Julie then introduces Jason Lee Medina as the Young Texan for December. His grade point average is 5.1 and his favorite subjects are math and science. He has several favorite teachers: Amanda Skinner who teachers statistics and calculus; Jerry Eagan who teaches advanced placement U.S. history and world geography; and Michael Wheeler who teaches pre-AP chemistry.
Jason’s extra-curricular activities include tennis, band and soccer and he is a member of Saint Joseph Catholic Church. Of his personal interests, he says, “I love to work on cars and play tennis. One of my greatest accomplishments is being ranked number 6 in the 2021 class of Marshall High School.”
Jason’s part-time employment is as a mechanic and his future plans are to go to the University of Texas at Austin and major in mechanical engineering and ultimately work for Nissan or Chevrolet.
His personal message to his parents, Rudolph and Reyna Medina, is: “Mom and Dad thank you for being at my side whenever I needed you and thank you for all the support and dedication that you give to my education. Most important of all mom and dad, I love you.”

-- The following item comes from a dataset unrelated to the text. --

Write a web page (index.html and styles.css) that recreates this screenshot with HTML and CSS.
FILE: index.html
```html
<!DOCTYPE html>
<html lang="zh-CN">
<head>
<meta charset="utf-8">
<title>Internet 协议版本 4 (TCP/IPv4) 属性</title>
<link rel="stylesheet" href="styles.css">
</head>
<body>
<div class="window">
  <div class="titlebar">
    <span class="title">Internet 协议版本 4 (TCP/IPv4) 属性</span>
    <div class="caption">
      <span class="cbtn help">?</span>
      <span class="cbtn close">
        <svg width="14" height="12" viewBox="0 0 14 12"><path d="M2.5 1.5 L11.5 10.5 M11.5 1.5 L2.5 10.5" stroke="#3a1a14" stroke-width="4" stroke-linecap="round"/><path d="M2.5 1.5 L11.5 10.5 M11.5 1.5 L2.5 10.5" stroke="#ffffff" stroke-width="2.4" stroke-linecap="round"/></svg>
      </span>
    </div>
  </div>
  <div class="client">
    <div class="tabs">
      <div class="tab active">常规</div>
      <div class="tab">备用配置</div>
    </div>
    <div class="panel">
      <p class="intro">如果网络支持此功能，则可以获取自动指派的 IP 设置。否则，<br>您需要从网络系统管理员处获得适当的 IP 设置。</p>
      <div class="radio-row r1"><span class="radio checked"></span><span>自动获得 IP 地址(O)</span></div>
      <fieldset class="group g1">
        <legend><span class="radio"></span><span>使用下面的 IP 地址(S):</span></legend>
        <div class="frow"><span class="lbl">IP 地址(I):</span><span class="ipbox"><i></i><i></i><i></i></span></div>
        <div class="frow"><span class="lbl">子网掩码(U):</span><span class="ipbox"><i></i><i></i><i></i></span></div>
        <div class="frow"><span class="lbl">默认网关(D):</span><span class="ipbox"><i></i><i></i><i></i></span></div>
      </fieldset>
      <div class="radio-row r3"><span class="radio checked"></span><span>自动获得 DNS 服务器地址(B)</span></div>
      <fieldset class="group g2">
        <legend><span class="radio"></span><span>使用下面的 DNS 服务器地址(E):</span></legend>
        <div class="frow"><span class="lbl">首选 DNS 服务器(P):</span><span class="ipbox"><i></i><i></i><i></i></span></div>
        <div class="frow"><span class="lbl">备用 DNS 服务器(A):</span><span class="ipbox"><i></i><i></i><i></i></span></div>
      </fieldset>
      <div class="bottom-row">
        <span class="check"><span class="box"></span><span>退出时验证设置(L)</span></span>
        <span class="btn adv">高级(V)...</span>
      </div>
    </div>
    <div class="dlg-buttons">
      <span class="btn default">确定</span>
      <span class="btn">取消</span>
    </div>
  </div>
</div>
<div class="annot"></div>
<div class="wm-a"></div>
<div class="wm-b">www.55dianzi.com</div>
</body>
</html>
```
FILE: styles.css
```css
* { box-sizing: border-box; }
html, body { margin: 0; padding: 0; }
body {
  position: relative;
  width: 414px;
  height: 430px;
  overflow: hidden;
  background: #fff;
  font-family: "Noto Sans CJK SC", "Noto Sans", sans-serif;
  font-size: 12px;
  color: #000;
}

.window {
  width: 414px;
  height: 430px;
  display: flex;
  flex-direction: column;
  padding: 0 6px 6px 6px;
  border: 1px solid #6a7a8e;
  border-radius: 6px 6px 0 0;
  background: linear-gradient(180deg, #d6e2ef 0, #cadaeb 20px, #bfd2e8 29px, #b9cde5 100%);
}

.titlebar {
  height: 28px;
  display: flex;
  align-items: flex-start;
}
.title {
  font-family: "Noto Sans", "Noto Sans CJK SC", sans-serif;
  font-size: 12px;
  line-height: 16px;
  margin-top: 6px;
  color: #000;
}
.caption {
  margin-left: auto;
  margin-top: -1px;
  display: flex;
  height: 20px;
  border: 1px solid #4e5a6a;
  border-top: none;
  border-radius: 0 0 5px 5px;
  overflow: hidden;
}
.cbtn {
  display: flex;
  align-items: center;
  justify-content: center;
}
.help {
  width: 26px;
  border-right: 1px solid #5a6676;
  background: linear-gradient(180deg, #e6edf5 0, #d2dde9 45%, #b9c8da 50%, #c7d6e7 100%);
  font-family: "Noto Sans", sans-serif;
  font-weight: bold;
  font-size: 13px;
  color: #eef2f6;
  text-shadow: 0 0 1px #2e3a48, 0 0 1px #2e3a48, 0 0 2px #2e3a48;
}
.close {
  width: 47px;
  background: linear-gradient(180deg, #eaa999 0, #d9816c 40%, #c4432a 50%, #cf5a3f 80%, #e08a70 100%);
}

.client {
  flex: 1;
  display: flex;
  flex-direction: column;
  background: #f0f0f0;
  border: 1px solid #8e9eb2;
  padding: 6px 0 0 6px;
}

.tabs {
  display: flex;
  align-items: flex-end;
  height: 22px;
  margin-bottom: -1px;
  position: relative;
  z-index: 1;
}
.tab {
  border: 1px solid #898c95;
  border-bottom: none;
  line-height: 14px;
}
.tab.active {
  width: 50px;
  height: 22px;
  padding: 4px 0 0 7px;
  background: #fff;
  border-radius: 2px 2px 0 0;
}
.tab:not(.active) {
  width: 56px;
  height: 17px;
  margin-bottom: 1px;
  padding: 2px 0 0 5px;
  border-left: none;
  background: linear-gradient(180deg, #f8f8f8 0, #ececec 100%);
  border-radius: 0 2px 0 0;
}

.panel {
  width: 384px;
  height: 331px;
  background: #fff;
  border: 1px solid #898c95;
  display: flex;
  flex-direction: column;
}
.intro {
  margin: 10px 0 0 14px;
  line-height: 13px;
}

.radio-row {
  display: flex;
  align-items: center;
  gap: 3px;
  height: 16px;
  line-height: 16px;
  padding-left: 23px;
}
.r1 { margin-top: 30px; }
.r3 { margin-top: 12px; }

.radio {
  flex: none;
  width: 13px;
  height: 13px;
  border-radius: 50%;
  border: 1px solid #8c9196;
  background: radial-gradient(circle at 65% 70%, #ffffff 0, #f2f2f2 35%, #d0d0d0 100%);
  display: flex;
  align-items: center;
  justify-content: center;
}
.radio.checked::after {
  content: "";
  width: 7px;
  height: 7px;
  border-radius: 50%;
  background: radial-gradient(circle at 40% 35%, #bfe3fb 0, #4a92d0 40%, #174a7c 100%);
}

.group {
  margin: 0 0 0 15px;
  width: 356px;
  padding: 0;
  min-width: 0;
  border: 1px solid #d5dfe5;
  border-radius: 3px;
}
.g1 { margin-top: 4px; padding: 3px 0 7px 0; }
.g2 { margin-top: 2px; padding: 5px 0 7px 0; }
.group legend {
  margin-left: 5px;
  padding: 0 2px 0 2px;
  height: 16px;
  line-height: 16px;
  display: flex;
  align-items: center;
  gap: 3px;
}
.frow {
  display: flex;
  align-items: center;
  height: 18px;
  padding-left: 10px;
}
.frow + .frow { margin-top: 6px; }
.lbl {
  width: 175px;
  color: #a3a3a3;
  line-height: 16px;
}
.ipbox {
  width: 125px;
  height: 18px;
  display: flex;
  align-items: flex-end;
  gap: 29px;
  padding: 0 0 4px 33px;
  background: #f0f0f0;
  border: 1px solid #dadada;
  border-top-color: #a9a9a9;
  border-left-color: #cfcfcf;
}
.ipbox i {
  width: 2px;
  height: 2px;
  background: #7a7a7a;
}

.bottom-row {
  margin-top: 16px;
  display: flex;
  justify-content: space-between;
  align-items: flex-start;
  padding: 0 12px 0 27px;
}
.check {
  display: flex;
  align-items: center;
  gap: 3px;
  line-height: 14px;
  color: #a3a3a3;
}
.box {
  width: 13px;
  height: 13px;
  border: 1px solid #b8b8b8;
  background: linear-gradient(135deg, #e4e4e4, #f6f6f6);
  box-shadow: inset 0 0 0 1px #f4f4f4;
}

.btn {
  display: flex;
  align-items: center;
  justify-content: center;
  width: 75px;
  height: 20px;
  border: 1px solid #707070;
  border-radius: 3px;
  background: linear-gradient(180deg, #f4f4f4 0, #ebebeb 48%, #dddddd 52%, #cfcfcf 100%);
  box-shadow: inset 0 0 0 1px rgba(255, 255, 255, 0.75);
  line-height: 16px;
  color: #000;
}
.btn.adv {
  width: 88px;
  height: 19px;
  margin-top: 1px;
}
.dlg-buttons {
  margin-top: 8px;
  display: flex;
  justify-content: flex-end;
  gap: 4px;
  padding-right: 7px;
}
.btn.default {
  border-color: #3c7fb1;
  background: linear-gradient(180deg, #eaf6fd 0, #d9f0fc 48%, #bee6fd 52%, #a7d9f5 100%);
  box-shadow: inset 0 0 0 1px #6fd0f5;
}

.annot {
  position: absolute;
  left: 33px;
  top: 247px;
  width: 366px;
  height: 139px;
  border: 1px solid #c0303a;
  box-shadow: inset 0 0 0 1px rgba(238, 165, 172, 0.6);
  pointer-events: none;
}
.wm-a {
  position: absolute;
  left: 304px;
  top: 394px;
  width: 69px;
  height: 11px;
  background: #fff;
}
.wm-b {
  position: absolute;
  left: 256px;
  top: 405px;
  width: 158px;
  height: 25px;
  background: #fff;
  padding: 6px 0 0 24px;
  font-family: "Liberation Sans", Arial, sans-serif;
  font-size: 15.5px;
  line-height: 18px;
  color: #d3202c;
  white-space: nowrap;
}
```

MHS Senior Counselor Suzan Harrison reports that “Jason is a quiet, very bright, well respected young man — he will leave our little town and go and do great things.” Of December’s Young Texanne, she says, “Abigail is kind, well liked and very academic — she will be very successful as well.” “Both,” she adds, “have taken advantage of our dual credit offerings as well as our Advanced Placement program. They are both applying to top colleges and universities. In particular, they both have their eyes on Austin and UT.”